The task: Each line of the material below that holds the word "this" needs to be copied.

Given entries:
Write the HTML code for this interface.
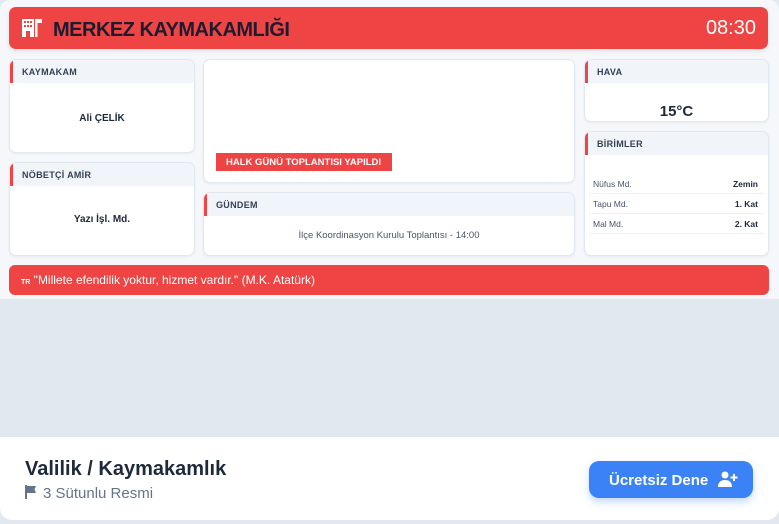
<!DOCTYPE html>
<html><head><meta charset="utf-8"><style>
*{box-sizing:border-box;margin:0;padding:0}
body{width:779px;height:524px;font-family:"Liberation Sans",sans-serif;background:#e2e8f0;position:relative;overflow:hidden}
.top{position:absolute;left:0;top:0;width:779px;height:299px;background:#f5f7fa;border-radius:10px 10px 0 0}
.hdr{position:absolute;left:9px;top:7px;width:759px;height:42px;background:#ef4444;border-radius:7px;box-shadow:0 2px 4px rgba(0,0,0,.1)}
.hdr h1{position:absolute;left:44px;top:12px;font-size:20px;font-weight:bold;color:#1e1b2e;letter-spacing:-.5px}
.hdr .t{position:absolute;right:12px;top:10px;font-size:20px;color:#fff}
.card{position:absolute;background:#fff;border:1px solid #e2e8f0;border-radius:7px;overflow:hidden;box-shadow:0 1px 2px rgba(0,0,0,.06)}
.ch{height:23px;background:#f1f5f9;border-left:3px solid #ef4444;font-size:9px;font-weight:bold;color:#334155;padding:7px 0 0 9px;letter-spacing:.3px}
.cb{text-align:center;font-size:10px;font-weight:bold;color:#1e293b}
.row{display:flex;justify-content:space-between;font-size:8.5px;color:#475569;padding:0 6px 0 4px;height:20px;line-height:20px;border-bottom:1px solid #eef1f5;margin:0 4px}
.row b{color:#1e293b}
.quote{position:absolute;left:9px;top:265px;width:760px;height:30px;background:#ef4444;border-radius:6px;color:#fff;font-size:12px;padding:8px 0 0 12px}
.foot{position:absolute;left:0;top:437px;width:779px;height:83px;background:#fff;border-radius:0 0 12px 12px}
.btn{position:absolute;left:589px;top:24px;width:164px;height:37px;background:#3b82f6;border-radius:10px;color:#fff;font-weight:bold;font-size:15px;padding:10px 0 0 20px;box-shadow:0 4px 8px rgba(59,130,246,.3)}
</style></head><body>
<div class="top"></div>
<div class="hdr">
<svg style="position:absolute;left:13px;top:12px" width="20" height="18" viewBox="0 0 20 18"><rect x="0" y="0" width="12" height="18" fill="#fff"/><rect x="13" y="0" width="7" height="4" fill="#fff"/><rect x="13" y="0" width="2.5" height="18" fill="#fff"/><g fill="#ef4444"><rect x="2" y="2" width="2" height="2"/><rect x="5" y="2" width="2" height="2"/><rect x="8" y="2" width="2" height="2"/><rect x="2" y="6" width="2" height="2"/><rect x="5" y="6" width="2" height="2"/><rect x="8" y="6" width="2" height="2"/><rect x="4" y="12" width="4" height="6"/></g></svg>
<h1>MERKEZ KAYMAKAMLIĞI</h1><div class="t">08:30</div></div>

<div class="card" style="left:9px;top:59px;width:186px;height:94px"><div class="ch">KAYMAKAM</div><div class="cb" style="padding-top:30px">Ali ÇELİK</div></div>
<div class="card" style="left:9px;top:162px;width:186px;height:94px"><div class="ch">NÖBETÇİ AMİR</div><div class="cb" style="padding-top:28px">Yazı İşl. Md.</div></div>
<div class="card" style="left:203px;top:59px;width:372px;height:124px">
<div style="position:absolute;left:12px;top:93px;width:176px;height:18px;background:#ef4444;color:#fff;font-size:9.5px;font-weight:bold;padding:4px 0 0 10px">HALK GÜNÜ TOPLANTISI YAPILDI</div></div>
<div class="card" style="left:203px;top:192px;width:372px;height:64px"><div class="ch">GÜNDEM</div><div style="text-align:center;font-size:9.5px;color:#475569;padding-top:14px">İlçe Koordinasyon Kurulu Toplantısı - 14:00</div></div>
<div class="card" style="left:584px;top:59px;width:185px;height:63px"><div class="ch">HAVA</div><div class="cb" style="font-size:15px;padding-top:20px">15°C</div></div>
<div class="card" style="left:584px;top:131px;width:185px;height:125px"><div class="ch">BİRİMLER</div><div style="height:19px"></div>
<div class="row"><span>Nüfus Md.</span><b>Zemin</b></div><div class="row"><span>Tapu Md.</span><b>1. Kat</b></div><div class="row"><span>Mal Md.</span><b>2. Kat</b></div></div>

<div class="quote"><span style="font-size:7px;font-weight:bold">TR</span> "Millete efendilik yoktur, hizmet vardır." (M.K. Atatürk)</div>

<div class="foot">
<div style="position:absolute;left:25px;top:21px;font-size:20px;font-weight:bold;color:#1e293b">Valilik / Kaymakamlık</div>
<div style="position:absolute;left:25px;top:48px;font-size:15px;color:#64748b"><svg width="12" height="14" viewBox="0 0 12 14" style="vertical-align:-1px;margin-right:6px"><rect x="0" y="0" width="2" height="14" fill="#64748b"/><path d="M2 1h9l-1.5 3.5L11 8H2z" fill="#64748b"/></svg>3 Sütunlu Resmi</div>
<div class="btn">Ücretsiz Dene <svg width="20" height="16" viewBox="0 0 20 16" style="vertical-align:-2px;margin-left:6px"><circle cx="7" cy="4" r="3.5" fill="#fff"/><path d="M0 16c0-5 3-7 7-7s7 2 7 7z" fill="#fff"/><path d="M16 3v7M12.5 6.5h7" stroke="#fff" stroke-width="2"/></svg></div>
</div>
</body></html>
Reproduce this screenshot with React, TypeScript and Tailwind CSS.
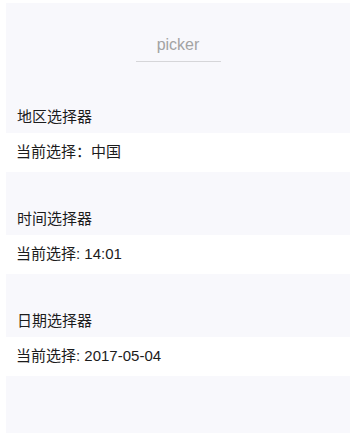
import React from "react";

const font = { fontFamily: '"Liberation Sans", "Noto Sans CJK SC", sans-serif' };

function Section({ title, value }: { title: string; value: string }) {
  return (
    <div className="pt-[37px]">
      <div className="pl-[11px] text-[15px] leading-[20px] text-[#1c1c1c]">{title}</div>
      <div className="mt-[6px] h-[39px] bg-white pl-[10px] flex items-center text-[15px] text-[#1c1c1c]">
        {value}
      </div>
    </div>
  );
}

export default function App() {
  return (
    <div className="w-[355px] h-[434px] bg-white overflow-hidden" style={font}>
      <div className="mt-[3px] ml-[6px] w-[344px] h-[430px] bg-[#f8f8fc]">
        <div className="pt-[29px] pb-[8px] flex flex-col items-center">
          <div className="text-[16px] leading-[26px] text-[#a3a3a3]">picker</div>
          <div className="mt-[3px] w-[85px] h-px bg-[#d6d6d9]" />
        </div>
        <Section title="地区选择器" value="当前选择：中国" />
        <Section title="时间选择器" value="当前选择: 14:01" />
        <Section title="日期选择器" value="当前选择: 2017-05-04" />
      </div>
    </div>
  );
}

Complete output:
Write the HTML code for this interface.
Reproduce this screenshot with React, TypeScript and Tailwind CSS.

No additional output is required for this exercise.